* SET PROBLEM *
Retype exactly what runs from the first line of the data to the line with "let allSelected = $derived(applications.every((app)", keeping both of those lines and skipping pictures.

* DATASET SECTION *
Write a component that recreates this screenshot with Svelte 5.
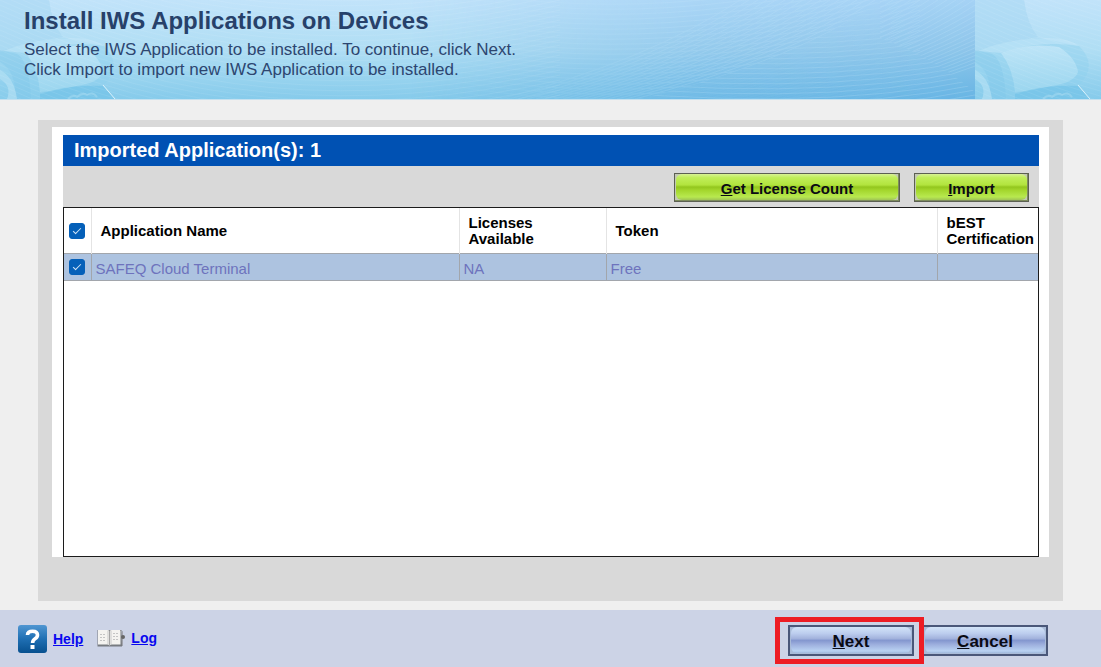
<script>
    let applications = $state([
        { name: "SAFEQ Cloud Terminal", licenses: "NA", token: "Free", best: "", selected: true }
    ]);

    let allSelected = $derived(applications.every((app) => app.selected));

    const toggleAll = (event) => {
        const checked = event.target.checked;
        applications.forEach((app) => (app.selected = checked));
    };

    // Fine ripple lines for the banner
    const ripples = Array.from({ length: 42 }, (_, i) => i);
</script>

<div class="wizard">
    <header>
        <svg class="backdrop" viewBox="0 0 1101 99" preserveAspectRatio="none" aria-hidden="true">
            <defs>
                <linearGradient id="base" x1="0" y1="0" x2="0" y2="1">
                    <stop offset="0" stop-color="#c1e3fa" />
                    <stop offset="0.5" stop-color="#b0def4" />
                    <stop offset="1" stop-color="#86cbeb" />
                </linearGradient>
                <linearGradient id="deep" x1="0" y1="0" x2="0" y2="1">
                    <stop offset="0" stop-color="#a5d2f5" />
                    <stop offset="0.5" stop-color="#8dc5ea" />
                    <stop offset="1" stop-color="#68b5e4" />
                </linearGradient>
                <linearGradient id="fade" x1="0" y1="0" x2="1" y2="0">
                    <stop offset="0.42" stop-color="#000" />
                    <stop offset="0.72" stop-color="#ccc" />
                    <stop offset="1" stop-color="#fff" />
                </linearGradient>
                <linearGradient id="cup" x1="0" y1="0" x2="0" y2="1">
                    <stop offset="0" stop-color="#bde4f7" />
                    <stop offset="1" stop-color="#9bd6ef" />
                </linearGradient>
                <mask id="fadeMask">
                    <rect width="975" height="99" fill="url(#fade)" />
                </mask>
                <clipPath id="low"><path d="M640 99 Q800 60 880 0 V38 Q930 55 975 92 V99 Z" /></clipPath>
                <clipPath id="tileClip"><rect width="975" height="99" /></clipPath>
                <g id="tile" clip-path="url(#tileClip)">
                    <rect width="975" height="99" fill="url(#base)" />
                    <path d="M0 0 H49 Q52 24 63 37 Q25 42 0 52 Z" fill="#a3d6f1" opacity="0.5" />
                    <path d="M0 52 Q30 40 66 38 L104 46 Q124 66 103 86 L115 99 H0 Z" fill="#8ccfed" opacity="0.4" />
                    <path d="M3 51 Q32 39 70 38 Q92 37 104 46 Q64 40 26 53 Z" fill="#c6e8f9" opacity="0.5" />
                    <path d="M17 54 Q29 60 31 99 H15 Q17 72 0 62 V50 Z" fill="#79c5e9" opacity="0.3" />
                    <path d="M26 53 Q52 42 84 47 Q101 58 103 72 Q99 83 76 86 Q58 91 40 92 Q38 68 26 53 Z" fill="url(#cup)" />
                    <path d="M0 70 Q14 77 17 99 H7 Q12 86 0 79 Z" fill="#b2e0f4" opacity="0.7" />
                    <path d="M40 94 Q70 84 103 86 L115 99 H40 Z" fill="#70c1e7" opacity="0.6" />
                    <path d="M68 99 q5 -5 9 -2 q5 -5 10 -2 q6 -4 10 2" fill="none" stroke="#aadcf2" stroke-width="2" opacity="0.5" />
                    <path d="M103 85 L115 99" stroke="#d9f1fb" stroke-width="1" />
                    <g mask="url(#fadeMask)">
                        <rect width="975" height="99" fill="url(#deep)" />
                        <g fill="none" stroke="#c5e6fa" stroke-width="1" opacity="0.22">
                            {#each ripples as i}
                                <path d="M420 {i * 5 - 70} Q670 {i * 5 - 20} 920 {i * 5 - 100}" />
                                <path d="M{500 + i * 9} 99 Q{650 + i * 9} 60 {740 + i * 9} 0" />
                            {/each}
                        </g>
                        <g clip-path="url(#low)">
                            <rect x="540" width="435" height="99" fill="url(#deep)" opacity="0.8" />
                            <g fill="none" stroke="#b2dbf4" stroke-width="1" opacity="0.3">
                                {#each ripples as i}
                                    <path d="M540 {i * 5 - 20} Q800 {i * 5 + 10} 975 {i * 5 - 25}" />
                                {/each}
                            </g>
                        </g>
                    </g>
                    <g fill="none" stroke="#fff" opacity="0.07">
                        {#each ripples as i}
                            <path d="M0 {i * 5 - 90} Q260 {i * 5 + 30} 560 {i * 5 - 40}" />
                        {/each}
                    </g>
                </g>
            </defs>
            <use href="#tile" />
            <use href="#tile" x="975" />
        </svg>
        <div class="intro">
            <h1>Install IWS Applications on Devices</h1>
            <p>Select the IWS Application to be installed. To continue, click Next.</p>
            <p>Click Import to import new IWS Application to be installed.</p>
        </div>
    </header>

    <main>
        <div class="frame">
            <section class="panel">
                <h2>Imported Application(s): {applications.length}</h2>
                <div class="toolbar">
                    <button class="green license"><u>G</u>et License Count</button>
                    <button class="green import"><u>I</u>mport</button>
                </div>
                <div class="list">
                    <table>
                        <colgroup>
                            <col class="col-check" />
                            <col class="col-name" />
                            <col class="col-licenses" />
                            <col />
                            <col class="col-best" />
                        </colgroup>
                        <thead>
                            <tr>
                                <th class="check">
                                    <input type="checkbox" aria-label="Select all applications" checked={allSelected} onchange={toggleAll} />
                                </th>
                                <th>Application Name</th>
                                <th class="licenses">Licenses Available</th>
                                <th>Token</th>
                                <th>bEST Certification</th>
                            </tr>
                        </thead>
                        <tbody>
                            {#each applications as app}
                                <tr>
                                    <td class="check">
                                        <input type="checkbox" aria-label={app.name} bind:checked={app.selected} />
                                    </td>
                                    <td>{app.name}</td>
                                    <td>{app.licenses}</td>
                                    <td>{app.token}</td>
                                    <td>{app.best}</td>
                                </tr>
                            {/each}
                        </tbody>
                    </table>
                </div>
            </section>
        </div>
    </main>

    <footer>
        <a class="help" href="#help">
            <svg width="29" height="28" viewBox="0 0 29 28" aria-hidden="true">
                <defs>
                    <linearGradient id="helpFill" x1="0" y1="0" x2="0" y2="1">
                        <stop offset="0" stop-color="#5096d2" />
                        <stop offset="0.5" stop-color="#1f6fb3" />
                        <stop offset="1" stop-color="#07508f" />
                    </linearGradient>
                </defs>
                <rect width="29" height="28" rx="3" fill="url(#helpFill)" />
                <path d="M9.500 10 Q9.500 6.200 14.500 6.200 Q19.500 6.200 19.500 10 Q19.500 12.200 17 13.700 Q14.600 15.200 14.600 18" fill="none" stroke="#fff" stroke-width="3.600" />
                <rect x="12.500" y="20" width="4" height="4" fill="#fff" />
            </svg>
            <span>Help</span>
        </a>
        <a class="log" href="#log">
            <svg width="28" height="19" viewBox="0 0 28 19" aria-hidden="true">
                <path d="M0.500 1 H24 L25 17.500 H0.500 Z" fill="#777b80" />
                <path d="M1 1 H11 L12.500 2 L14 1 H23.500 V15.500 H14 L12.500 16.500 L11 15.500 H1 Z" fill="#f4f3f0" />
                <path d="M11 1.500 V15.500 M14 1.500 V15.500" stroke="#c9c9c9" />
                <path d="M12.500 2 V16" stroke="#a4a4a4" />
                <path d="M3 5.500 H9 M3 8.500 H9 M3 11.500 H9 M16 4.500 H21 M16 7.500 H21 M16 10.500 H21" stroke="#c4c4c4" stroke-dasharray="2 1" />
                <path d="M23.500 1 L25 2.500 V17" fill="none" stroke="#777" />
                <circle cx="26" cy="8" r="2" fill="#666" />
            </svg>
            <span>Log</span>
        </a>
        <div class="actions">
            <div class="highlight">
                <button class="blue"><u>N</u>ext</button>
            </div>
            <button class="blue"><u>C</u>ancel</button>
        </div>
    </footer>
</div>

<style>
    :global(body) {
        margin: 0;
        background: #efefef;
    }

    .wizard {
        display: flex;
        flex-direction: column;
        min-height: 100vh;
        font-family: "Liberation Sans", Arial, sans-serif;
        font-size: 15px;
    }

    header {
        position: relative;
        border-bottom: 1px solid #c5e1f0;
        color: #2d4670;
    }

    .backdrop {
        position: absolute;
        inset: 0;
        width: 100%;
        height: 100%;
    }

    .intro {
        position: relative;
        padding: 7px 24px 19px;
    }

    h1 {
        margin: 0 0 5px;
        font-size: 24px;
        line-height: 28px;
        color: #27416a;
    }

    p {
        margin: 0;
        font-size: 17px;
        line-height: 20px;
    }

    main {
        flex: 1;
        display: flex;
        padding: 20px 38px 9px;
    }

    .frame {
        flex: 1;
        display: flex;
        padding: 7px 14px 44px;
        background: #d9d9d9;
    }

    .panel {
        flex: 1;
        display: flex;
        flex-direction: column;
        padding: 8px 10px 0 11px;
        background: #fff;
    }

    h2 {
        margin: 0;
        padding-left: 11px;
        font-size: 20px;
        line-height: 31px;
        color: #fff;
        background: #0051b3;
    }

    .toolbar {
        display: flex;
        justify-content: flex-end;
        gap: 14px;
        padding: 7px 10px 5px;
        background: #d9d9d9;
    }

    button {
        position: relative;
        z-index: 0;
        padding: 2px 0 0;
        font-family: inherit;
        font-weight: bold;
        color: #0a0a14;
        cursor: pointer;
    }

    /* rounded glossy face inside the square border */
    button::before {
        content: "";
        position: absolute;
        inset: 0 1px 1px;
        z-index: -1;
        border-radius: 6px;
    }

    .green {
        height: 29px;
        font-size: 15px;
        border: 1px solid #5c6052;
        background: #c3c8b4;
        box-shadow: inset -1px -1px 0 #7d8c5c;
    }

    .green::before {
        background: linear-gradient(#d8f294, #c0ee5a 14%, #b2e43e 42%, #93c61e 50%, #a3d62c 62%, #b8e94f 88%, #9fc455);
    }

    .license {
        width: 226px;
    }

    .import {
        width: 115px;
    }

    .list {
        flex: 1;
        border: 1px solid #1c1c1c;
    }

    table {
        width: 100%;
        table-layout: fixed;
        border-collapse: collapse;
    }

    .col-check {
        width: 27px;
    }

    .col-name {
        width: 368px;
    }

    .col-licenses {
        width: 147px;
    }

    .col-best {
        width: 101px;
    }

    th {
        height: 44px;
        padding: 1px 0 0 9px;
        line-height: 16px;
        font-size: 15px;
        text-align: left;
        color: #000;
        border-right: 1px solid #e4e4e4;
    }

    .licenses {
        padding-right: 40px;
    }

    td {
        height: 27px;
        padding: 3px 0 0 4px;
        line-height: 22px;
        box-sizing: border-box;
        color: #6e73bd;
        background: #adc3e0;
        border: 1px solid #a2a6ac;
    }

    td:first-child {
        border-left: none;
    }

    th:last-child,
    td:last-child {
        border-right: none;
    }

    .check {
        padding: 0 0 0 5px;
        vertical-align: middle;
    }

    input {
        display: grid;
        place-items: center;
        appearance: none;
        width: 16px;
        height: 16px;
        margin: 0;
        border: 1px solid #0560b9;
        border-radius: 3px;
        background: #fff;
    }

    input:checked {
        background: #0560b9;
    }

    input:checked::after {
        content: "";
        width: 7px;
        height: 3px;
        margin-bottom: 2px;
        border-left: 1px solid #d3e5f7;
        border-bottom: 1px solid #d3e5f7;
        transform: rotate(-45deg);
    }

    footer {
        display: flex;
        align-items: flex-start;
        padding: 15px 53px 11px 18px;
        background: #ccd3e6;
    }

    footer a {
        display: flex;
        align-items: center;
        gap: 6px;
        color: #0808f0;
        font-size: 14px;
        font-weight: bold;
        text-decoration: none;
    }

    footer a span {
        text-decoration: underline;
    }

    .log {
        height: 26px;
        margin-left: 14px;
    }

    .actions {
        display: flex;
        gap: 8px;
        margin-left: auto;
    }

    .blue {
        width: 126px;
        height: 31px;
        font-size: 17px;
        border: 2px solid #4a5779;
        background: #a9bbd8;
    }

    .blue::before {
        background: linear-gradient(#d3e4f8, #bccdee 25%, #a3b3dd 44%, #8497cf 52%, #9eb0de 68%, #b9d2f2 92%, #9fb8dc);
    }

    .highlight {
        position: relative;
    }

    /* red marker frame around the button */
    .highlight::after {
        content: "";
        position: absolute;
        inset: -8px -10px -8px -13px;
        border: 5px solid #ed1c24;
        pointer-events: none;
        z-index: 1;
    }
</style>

* ANSWER TO THE TASK *
Write a component that recreates this screenshot with Svelte 5.
<script>
    let applications = $state([
        { name: "SAFEQ Cloud Terminal", licenses: "NA", token: "Free", best: "", selected: true }
    ]);

    let allSelected = $derived(applications.every((app) => app.selected));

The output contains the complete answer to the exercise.